### Your instructions
Write out again, exactly as they appear, the lines from the line with "Clone this screenshot in React, TypeScript" through the line with "import React from 'react';". Do not include any pictures.

- - - - - - -

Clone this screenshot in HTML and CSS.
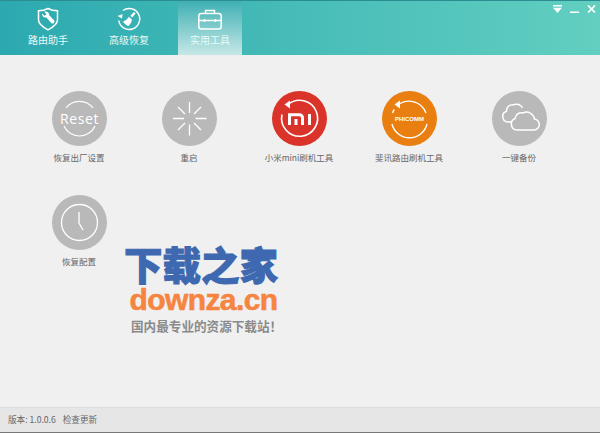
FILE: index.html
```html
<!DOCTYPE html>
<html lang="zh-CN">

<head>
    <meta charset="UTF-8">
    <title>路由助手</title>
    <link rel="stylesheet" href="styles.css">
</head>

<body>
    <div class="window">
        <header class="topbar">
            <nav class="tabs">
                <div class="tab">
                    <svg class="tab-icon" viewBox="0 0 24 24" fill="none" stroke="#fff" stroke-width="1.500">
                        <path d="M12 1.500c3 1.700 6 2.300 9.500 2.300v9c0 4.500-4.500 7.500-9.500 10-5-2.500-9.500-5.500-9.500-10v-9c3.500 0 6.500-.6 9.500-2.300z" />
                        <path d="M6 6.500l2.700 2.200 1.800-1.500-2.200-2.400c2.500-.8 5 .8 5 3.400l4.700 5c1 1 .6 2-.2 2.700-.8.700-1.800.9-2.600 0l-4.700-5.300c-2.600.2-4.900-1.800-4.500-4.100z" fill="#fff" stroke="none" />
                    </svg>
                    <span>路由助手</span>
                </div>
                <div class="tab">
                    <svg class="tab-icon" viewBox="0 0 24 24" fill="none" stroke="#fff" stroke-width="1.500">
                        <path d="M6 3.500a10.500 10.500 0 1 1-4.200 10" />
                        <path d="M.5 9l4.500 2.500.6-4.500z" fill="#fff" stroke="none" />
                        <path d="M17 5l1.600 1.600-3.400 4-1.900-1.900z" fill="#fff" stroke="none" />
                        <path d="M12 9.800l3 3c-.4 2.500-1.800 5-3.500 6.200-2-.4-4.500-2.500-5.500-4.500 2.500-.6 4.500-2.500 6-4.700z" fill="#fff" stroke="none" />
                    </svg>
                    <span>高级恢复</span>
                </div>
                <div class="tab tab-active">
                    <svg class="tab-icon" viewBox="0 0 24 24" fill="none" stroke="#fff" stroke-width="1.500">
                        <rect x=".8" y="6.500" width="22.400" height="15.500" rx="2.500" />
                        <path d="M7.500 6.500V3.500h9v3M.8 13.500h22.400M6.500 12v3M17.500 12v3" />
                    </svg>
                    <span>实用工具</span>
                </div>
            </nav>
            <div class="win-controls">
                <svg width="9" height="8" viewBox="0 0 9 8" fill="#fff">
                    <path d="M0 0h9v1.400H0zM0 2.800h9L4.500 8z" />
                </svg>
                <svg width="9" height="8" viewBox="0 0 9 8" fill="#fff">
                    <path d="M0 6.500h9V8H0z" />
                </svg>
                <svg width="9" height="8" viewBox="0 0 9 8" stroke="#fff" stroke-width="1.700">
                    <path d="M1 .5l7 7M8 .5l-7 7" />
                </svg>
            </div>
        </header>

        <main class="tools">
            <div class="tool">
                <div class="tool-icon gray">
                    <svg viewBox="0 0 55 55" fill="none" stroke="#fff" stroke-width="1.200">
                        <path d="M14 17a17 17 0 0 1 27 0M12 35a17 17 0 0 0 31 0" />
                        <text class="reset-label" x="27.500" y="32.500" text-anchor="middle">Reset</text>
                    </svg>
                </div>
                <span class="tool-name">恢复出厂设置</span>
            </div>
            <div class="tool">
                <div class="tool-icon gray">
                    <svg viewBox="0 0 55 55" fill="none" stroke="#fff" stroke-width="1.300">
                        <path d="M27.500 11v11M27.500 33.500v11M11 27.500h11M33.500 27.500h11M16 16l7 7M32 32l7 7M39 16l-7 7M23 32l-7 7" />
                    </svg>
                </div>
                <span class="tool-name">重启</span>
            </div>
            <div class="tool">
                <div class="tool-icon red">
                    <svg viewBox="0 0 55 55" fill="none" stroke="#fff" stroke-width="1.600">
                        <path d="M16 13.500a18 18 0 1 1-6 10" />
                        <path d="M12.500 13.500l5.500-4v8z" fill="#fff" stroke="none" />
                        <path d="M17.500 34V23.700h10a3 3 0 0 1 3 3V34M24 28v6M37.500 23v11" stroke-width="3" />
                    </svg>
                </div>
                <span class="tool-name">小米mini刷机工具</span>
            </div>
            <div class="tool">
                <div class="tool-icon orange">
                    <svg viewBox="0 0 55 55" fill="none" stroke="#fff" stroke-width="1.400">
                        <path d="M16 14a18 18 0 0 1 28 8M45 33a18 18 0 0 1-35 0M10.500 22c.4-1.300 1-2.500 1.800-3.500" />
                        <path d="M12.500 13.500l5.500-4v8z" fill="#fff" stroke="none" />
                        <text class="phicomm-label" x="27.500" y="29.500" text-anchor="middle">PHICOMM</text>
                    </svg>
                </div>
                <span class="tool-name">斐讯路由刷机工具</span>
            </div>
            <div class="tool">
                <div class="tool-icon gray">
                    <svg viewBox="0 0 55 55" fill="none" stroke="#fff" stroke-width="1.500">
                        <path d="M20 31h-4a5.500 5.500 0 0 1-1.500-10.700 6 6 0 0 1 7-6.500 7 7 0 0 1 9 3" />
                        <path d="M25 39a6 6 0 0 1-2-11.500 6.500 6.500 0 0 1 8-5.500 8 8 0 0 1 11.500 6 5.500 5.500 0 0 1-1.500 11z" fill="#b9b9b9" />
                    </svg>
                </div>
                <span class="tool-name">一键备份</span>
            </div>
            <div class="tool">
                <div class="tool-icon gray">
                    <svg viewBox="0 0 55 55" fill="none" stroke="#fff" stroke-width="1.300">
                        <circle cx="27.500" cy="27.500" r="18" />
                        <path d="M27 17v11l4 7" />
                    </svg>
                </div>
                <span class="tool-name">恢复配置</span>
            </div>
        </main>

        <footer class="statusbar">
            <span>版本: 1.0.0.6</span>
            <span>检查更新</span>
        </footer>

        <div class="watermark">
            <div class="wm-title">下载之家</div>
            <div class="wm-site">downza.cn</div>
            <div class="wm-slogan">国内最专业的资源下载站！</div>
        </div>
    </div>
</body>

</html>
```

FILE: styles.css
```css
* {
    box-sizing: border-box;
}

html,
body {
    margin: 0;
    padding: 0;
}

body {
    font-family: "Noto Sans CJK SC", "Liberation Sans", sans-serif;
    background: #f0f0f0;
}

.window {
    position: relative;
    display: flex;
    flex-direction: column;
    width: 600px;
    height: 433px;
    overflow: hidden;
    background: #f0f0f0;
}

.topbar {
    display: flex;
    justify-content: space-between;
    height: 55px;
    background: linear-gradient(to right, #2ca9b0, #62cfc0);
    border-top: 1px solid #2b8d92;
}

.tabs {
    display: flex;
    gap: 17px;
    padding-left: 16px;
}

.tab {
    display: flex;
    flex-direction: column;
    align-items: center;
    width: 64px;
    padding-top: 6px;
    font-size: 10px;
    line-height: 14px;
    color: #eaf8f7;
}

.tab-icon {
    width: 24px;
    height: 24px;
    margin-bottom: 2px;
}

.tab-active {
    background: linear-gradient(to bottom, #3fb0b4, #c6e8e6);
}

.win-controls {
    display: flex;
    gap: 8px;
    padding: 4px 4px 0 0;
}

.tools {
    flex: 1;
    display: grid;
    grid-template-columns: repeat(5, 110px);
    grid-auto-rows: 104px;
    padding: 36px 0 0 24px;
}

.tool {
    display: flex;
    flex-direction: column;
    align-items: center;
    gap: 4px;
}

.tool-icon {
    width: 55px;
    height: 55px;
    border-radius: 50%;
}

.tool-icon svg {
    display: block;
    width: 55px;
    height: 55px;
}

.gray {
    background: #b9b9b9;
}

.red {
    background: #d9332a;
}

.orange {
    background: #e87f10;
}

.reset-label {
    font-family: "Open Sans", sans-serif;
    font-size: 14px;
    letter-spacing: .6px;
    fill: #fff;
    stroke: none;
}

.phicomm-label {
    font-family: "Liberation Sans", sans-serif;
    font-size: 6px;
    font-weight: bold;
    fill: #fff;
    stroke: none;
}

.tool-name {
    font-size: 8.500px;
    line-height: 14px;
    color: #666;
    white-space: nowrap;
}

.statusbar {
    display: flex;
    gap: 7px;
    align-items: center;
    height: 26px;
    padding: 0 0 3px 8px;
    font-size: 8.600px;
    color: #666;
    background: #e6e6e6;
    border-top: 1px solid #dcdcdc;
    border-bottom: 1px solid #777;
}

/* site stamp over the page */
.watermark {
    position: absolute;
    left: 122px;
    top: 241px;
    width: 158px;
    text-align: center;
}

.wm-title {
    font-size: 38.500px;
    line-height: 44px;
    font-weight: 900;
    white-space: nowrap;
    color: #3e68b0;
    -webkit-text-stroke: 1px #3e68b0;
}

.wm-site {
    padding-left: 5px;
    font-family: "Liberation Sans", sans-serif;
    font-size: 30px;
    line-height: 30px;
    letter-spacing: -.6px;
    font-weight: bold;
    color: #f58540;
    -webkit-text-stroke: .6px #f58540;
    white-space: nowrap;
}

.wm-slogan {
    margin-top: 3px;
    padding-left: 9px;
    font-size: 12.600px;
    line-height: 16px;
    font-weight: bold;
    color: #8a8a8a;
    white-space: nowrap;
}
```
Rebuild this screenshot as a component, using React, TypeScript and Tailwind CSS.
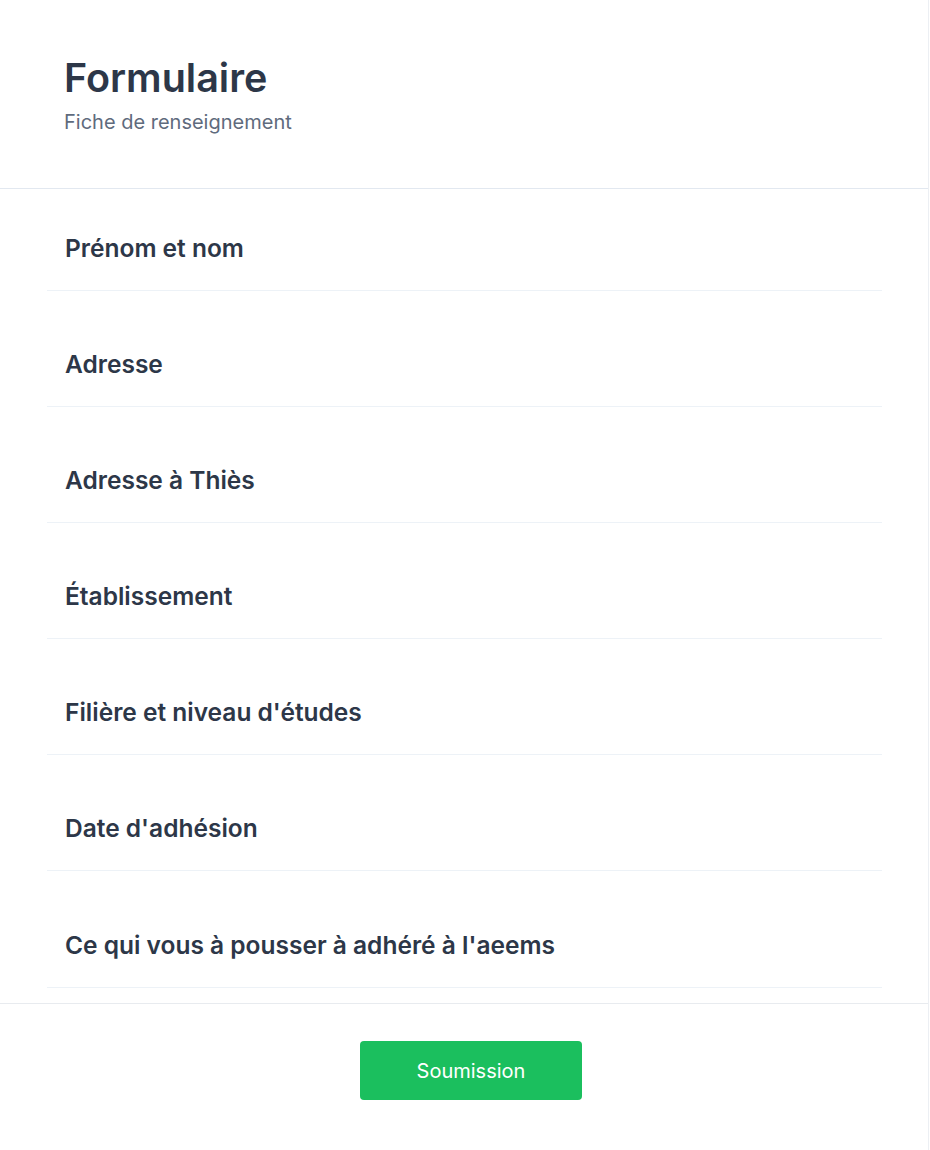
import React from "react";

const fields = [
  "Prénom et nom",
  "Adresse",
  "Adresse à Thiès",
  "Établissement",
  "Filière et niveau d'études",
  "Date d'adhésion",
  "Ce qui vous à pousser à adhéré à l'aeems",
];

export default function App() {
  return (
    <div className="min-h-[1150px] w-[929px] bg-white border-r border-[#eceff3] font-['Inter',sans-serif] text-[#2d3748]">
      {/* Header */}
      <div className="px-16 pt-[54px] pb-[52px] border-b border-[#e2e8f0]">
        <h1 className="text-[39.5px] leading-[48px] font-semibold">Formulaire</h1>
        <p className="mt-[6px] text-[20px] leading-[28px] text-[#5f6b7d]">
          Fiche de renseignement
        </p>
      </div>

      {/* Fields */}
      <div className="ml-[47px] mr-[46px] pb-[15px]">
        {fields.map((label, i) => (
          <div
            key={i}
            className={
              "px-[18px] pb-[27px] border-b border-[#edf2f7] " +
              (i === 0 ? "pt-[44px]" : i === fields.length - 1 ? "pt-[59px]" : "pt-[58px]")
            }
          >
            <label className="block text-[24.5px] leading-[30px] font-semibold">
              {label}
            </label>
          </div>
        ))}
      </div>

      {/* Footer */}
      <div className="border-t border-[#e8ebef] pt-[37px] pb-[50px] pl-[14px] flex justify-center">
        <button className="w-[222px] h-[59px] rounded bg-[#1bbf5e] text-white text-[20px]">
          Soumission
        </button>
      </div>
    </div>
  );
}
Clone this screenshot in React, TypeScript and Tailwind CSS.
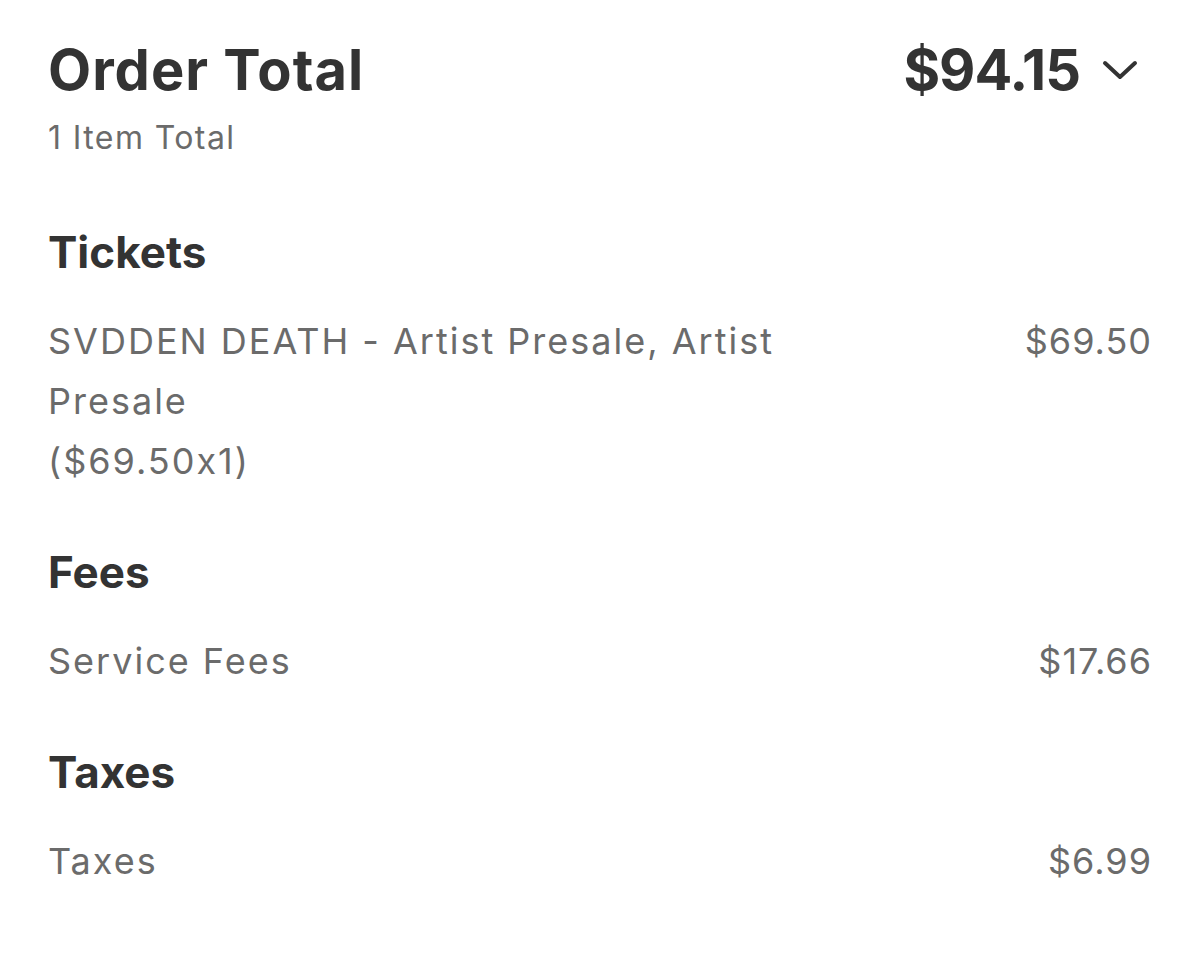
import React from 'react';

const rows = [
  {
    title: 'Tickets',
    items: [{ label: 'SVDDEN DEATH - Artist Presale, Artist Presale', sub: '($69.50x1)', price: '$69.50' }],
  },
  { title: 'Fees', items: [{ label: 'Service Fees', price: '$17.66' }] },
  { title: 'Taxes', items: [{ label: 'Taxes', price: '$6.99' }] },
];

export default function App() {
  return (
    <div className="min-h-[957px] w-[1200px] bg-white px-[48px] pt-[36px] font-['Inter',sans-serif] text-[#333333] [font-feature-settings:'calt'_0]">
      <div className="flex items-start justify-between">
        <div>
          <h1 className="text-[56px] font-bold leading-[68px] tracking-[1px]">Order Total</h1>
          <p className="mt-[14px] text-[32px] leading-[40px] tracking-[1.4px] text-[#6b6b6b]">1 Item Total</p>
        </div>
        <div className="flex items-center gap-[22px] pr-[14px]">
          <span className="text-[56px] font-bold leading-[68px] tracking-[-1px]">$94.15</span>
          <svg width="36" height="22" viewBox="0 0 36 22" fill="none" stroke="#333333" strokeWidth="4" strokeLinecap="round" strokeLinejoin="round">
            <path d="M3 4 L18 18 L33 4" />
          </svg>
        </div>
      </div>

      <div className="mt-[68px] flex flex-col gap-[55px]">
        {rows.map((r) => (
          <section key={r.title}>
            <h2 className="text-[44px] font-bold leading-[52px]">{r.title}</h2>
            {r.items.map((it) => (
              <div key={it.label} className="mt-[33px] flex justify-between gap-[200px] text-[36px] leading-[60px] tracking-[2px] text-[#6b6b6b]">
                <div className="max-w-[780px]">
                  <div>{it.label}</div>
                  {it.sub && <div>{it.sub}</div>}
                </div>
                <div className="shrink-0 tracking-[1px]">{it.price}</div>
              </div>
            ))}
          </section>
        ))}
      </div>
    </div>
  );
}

- - - - - - -

### The response
Clone this screenshot in React, TypeScript and Tailwind CSS.
import React from 'react';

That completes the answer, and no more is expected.